Clannad's musical promise was confirmed when, in 1970, they entered
and won the local Letterkenny Folk Festival - first prize being
a recording contract with Philips Records.
The group toured extensively, sometimes playing three times a
day - at colleges, convents, or anywhere there was a willing audience.
The line-up at that time comprised Máire on lead vocals and Irish
harp, with Ciarán on double bass and vocals, brother Paul on tin
whistles, flute, and vocals, and twins Noel and Padraig on guitar
and mandolin/harmonica. In 1980, Enya Brennan joined the band,
singing and playing keyboards on "CRAN ULL" and "FUAIM" before
leaving to pursue her own successful solo career.
In 1982 Yorkshire television asked the band to write an original
theme for Harry's Game, a Northern Ireland-based thriller by Gerald
Seymour. The million-selling "The Theme From Harry's Game," was
the first Gaelic lyric ever to chart in Britain. It entered the
top five and won the band a British Academy of Film and Television
Arts award nomination and an Ivor Novello award in the best television
soundtrack category.
In 1984 they wrote the music for another TV series "Robin
of Sherwood", which also introduced Clannad to American audiences
through continuous domestic broadcasts, and it earned the band
the esteemed British Academy of Film and Television Arts Award.

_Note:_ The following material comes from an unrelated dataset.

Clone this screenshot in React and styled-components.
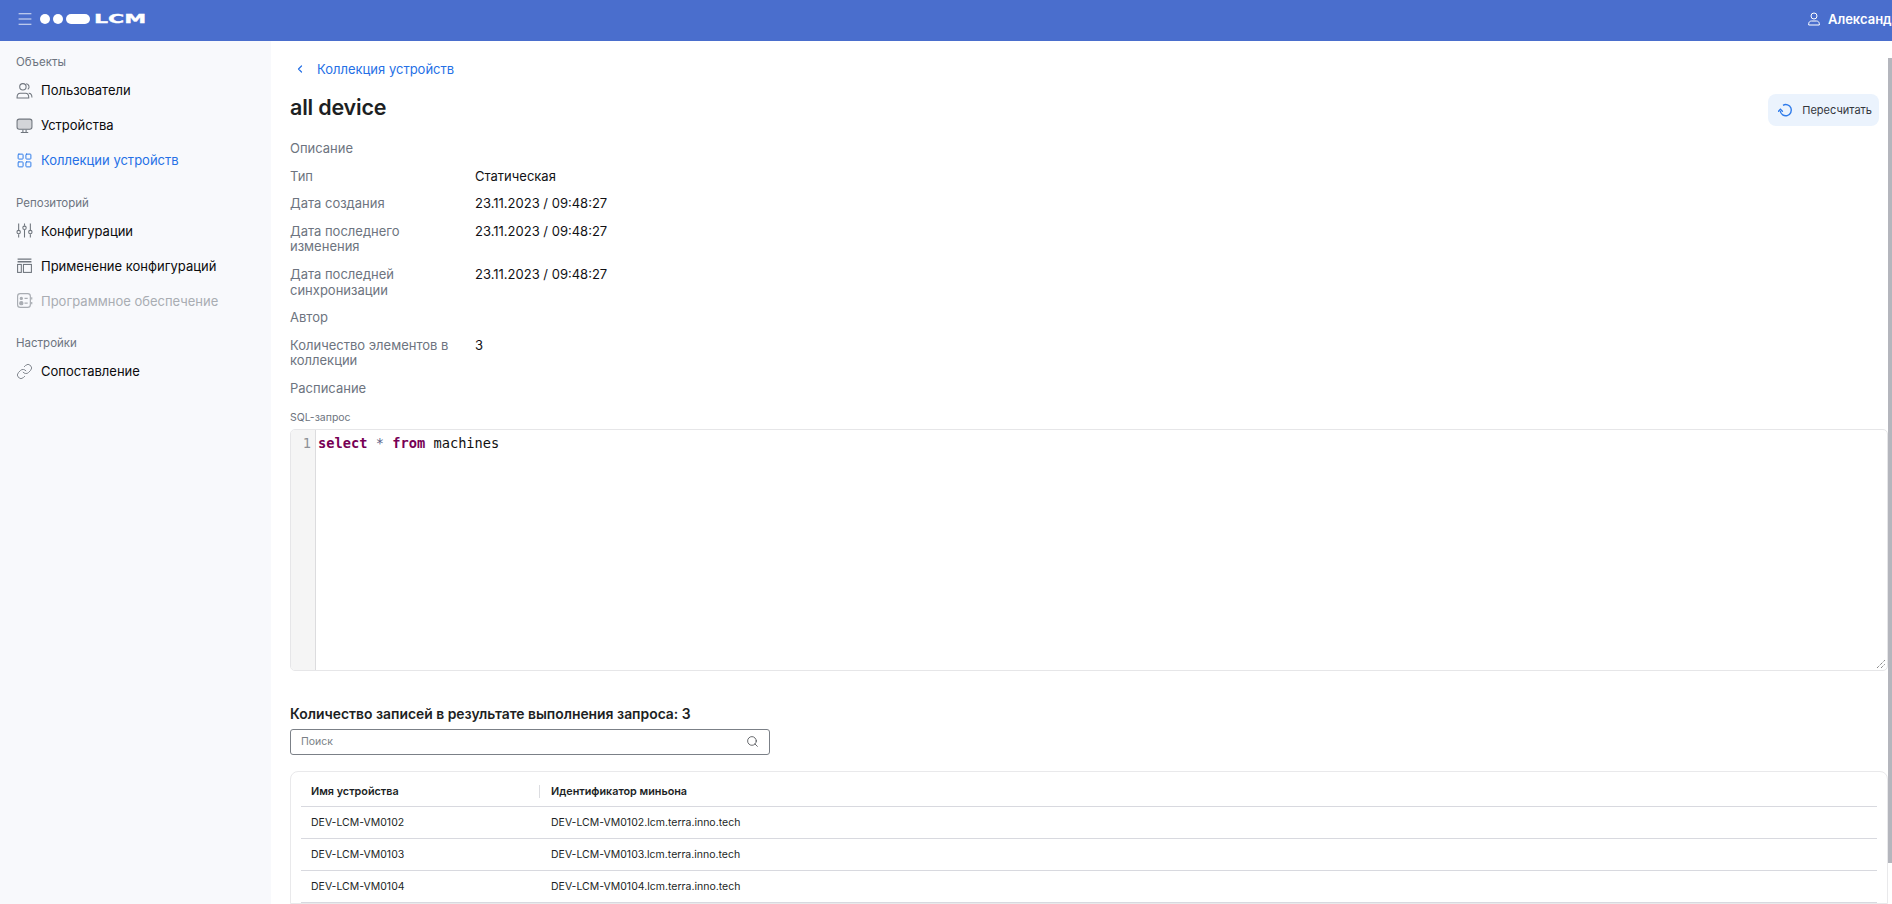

Clannad's debut Atlantic album, "ANAM," was released in 1992 and
became an enormous American success helped by extensive video
exposure on VH1. Clannad's Grammy-nominated 1993 album, "BANBA,"
which took the group to #1 on the nation's World Music chart,
garnered considerable radio airplay with "I Will Find You: The
Love Theme From Last Of The Mohicans" (the track was also included
on the movie soundtrack).
Coinciding with the release of "BANBA," Clannad embarked on their
first U.S. tour in five years, a series of concerts which won
critical raves and audience ovations across the country. In support
of the "LORE" album, Clannad stepped out in 1996 on ambitious,
SRO tours of Europe, Japan, Australia, and New Zealand.